Cumberland County Democrats Endorse Tim Alexander After Screening Committee Recommendation
Cumberland County Democrats endorsed Tim Alexander at a contentious convention where the screening committee had recommended Cape May Mayor Zack Mullock and the party withheld vote totals.

Cumberland County Democrats voted last night to endorse Tim Alexander for New Jersey’s 2nd Congressional District, giving Alexander his first official party endorsement in the 2026 campaign as he seeks to challenge U.S. Rep. Jeff Van Drew. The endorsement came after a separate leadership-dominated screening committee put forward Cape May Mayor Zack Mullock as its recommended candidate, a split that underscores lingering factional tensions inside the county organization.
Alexander, a civil rights attorney and former police detective, issued a campaign statement after the vote saying, “Receiving the endorsement of the Cumberland County Regular Democratic Organization is a tremendous honor. Cumberland County helped shape my commitment to public service, and I am deeply grateful to every member of the organization for their trust, support, and confidence in this campaign. I do not take that trust lightly.” Alexander previously won the county endorsement in 2022, and in 2024 he carried Cumberland County in the Democratic primary but narrowly lost the overall nominating contest to Joe Salerno.

Five Democrats sought the county endorsement at the convention: Tim Alexander; Zack Mullock, Cape May Mayor; Bayly Winder, a former USAID official; Terri Reese, a local activist; and Bill Finn, a math teacher. Party officials did not release vote totals at the convention and did not respond to requests for comment, leaving the size and margin of Alexander’s support inside the broader county committee unclear.
The screening committee’s recommendation of Mullock illustrates competing levers of influence inside the county organization. The committee “was put forward last night as the recommended candidate of the Cumberland Democrats’ screening committee, a more leadership-dominated body than the wider county committee electorate,” and yet the countywide convention chose a different path. Those competing authorities have produced repeated friction since the county’s 2024 intraparty fights.
That 2024 conflict, which engulfed the Cumberland Democrats and resulted in no county endorsement for Congress that year, has not fully healed. Alexander entered last night’s convention with the public backing of some leaders of the party’s anti-McCann faction. When Mullock entered the race last month, he included on his list of supporters Cumberland Democratic Chair Kevin McCann; McCann insisted earlier this week that he had never made an endorsement in the race.
A truncated report circulating after the convention said a “procedural misstep by the county chair drew attention,” but supplied no specifics about what occurred or who took action to address it. The lack of formal vote totals and the absence of a public explanation for the screening committee-versus-convention split leave unresolved questions about internal procedures and transparency inside the Cumberland County Democratic organization.

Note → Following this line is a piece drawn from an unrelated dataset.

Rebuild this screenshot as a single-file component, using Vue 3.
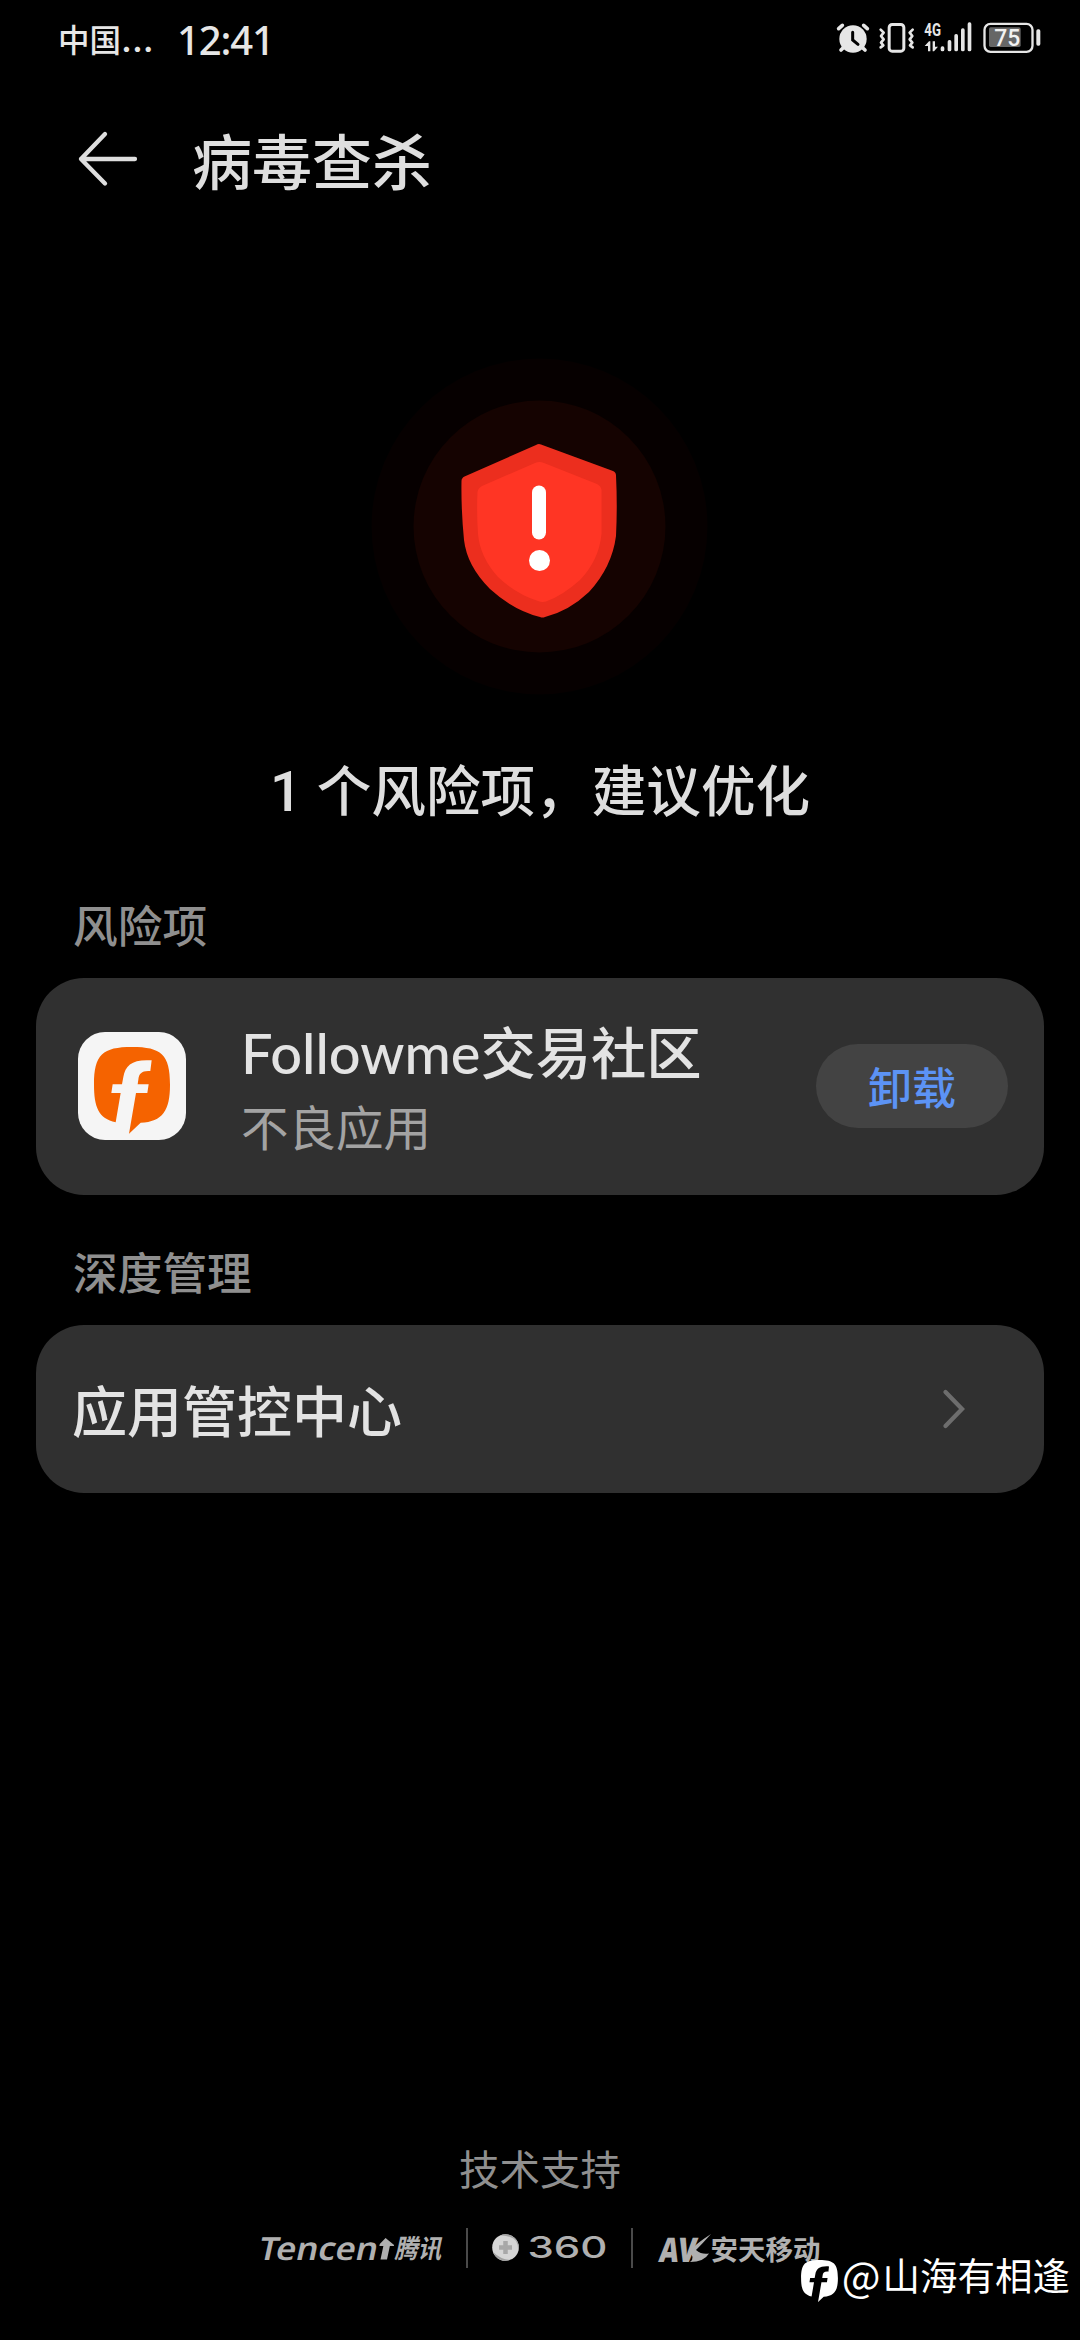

The county party also signaled support for a separate local effort, with party backing reported for Robert Austino’s bid to return to the sheriff’s office, though no additional details or vote counts were released. With Alexander now carrying county endorsement and intraparty divisions still visible, Cumberland Democrats head into the 2nd District contest with organizational solidarity in question and procedural clarity still to be answered.